As far as rehab centers go, this one was considered one of the best. It provided a place for patients, who had been ill and were now in weakened condition, to get back their strength and stamina. On the wards, patients were expected to dress daily, with the assistance of an occupational therapist, and participate in physical therapy sessions, up to four times a day. All this was extremely helpful in getting patients ready to return home.

However, in my case I was still acutely ill and unable to eat. I didn’t want to dress myself and was much too weak to participate in physical therapy. I shared a room with an elderly woman who demanded lots of attention from everyone, including me, and turned on the lights at all hours of the night.
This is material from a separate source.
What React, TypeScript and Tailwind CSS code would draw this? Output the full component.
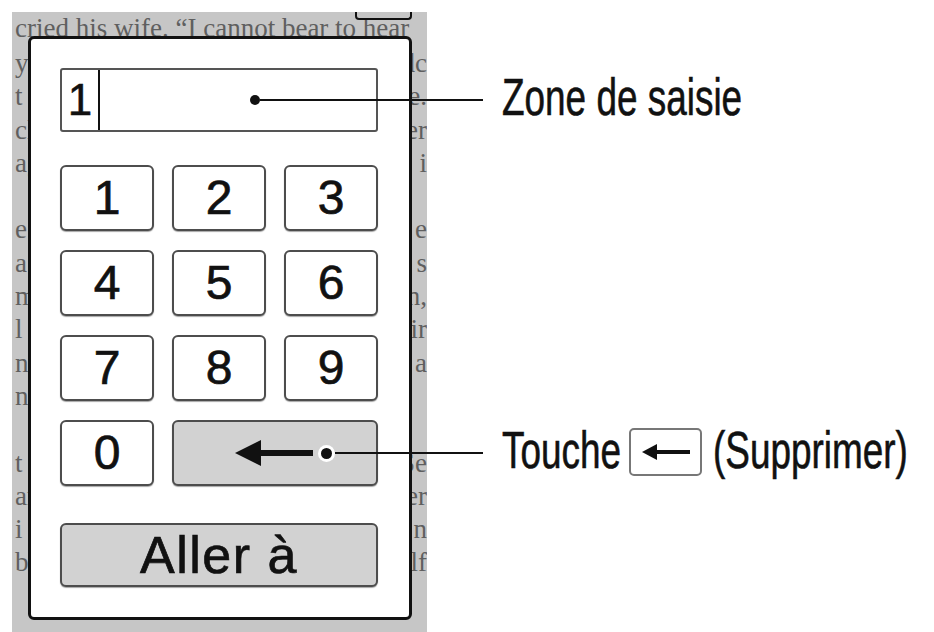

So, I wasn’t eating; I wasn’t sleeping; I wasn’t participating in physical therapy. Exactly what was I doing there? All I really wanted was to go home and sleep. Of course, I couldn’t go home alone; I needed someone to care for me. So the social worker arranged for me to interview three women for the position of live-in caregiver. I don’t remember much about the first two women, but the third woman was unforgettable.

Her name was Emma. She was 5’ 8” but seemed a lot taller. She was a mountain climber, muscular and unbelievable strong with short wavy blond hair and light blue eyes. She came from Lithuania, spoke excellent English and read voraciously. She was stubborn and headstrong and had her own way of doing things, her way always being “the right way.” She’d a healthy dislike for medicine in general and doctors in particular, feeling medication was an unnecessary addition to proper diet and exercise, herbal supplements and meditation. Emma wasn’t much of a housekeeper or cook, but had a terrific sense of humor and kept me laughing even during my darkest days.

So the next day, Emma and I went home. Things were difficult at first and we didn’t see eye to eye. Emma was dogmatic and sure of herself and I, used to living alone, wanted things done my way. It took awhile for a meeting of the minds but, after some time, Emma mellowed and I decided I had enough to worry about without needing to be in control all the time.

“I’m not going to make it” I’d tell Emma. “I’m going to die!”

“Not while I’m here you’re not,” she’d reply. “Just change your attitude and everything will be all right.”

“Change your attitude” was a phrase my Dad would always use. He would say it was part of his “poor man’s philosophy.” I was hearing the same words from Emma. Was it really possible to change my attitude? Could I will myself to get better? Medical science hadn’t done a very good job for me so far. Now, I thought, I’d try another approach. I’d try Emma’s approach.